### MATERIAL
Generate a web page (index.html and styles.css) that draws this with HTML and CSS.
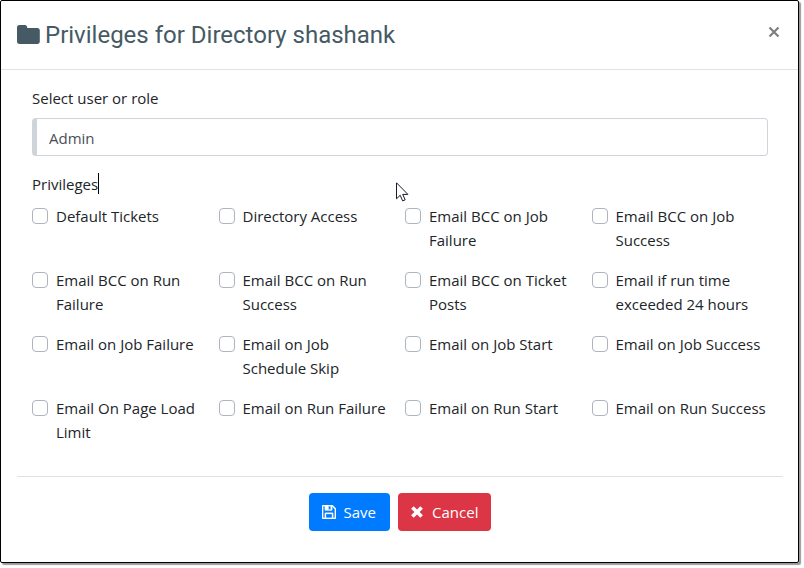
FILE: index.html
```html
<!DOCTYPE html>
<html lang="en">
<head>
    <meta charset="UTF-8">
    <meta name="viewport" content="width=device-width, initial-scale=1.0">
    <title>Privileges for Directory shashank</title>
    <link rel="stylesheet" href="styles.css">
</head>
<body>
    <form class="modal">
        <div class="modal-header">
            <svg class="folder-icon" viewBox="0 0 23 19"><path d="M2.5 0h5.2a2.5 2.5 0 0 1 2.5 2.5v.4h10A2.6 2.6 0 0 1 22.8 5.5v10.8a2.6 2.6 0 0 1-2.6 2.6H2.6A2.6 2.6 0 0 1 0 16.3V2.5A2.5 2.5 0 0 1 2.5 0z"/></svg>
            <h1>Privileges for Directory shashank</h1>
            <button type="button" class="close" aria-label="Close">
                <svg viewBox="0 0 12 12"><path d="M1.5 1.5l9 9M10.5 1.5l-9 9"/></svg>
            </button>
        </div>
        <div class="modal-body">
            <div class="form-group">
                <label for="role">Select user or role</label>
                <select id="role" class="form-control">
                    <option>Admin</option>
                </select>
            </div>
            <fieldset>
                <legend>Privileges<span class="caret"></span></legend>
                <div class="privileges">
                    <label class="check"><input type="checkbox"><span>Default Tickets</span></label>
                    <label class="check"><input type="checkbox"><span>Directory Access</span></label>
                    <label class="check"><input type="checkbox"><span>Email BCC on Job Failure</span></label>
                    <label class="check"><input type="checkbox"><span>Email BCC on Job Success</span></label>
                    <label class="check"><input type="checkbox"><span>Email BCC on Run Failure</span></label>
                    <label class="check"><input type="checkbox"><span>Email BCC on Run Success</span></label>
                    <label class="check"><input type="checkbox"><span>Email BCC on Ticket Posts</span></label>
                    <label class="check"><input type="checkbox"><span>Email if run time exceeded 24 hours</span></label>
                    <label class="check"><input type="checkbox"><span>Email on Job Failure</span></label>
                    <label class="check"><input type="checkbox"><span>Email on Job Schedule Skip</span></label>
                    <label class="check"><input type="checkbox"><span>Email on Job Start</span></label>
                    <label class="check"><input type="checkbox"><span>Email on Job Success</span></label>
                    <label class="check"><input type="checkbox"><span>Email On Page Load Limit</span></label>
                    <label class="check"><input type="checkbox"><span>Email on Run Failure</span></label>
                    <label class="check"><input type="checkbox"><span>Email on Run Start</span></label>
                    <label class="check"><input type="checkbox"><span>Email on Run Success</span></label>
                </div>
            </fieldset>
        </div>
        <div class="modal-footer">
            <button type="button" class="btn btn-save">
                <svg viewBox="0 0 14 14"><path fill-rule="evenodd" d="M1 0h9.5L14 3.5V13a1 1 0 0 1-1 1H1a1 1 0 0 1-1-1V1a1 1 0 0 1 1-1zM1.2 1.2v11.6h1.6V8.5a.8.8 0 0 1 .8-.8h6.8a.8.8 0 0 1 .8.8v4.3h1.6V4.200l-2.6-2.8v3.4a.8.8 0 0 1-.8.8H3.6a.8.8 0 0 1-.8-.8V1.200zM6.5 1.2v3.200h2.200V1.2zM4 8.9v3.9h6V8.9z"/></svg>
                Save
            </button>
            <button type="button" class="btn btn-cancel">
                <svg viewBox="0 0 14 14"><path d="M3.7 1.3L7 4.5l3.3-3.2 2.6 2.5L9.6 7l3.3 3.2-2.6 2.5L7 9.5l-3.3 3.2-2.6-2.5L4.4 7 1.100 3.8z"/></svg>
                Cancel
            </button>
        </div>
    </form>
    <svg class="pointer" viewBox="0 0 13 20"><path d="M.5.8v16l3.7-3.5 2.5 5.6 2.5-1.1-2.5-5.4h5.2z"/></svg>
</body>
</html>
```
FILE: styles.css
```css
* {
    box-sizing: border-box;
}

body {
    margin: 0;
    padding: 0 5px 5px 0;
    background-color: white;
    font-family: "Open Sans", "Noto Sans", sans-serif;
    font-size: 15px;
    line-height: 24px;
    color: #212529;
}

.modal {
    border: 1px solid black;
    border-radius: 2px;
    box-shadow: 2px 2px 1px #999;
}

.modal-header {
    display: flex;
    align-items: center;
    padding: 16px;
    border-bottom: 1px solid #dee2e6;
    color: #455a64;
}

.folder-icon {
    width: 23px;
    height: 19px;
    margin: 0 5px 2px 0;
    fill: #455a64;
}

h1 {
    flex: 1;
    margin: 0;
    font-family: Roboto, sans-serif;
    font-size: 24px;
    font-weight: 400;
    line-height: 36px;
}

.close {
    display: flex;
    align-self: flex-start;
    padding: 9px 2px 9px 1px;
    border: none;
    background: none;
    cursor: pointer;
}

.close svg {
    width: 12px;
    height: 12px;
    stroke: #7f7f7f;
    stroke-width: 2.2;
}

.modal-body {
    padding: 16px 30px 16px 31px;
}

.form-group {
    margin-bottom: 16px;
}

.form-group label {
    display: block;
    margin-bottom: 8px;
}

.form-control {
    display: block;
    width: 100%;
    height: 38px;
    padding: 1px 12px 0;
    appearance: none;
    border: 1px solid #ced4da;
    border-left-width: 5px;
    border-radius: 4px;
    background-color: white;
    color: #495057;
    font: inherit;
}

fieldset {
    min-width: 0;
    margin: 0;
    padding: 0;
    border: none;
}

legend {
    position: relative;
    padding: 0;
    margin-bottom: 8px;
}

.caret {
    position: absolute;
    top: 1px;
    right: -1px;
    width: 1px;
    height: 21px;
    background-color: black;
}

.privileges {
    display: grid;
    grid-template-columns: repeat(4, 1fr);
    grid-auto-rows: minmax(48px, auto);
    gap: 16px 10px;
}

.check {
    display: flex;
    align-items: flex-start;
    gap: 8px;
}

.check input {
    flex: none;
    width: 16px;
    height: 16px;
    margin: 4px 0;
    appearance: none;
    border: 1px solid #adb5bd;
    border-radius: 4px;
    background-color: white;
}

.check input:checked {
    background-color: #007bff;
}

.modal-footer {
    display: flex;
    justify-content: center;
    gap: 8px;
    margin: 16px 15px 0 16px;
    padding: 16px 0 31px;
    border-top: 1px solid #dfe2e4;
}

.btn {
    display: flex;
    align-items: center;
    gap: 8px;
    height: 38px;
    padding: 0 13px;
    border: none;
    border-radius: 4px;
    color: white;
    font: inherit;
    cursor: pointer;
}

.btn svg {
    width: 14px;
    height: 14px;
    fill: white;
}

.btn-save {
    padding-right: 14px;
    background-color: #007bff;
}

.btn-save svg {
    stroke: white;
    stroke-width: 0.3;
}

.btn-cancel {
    padding-left: 12px;
    background-color: #dc3545;
}

/* mouse pointer over the dialog */
.pointer {
    position: absolute;
    left: 396px;
    top: 182px;
    width: 13px;
    height: 20px;
    fill: white;
    stroke: #1a1a2a;
}
```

### TASK PROMPT
Give nothing but the number of lines containing the string "index".

### RESPONSE TO THE TASK
2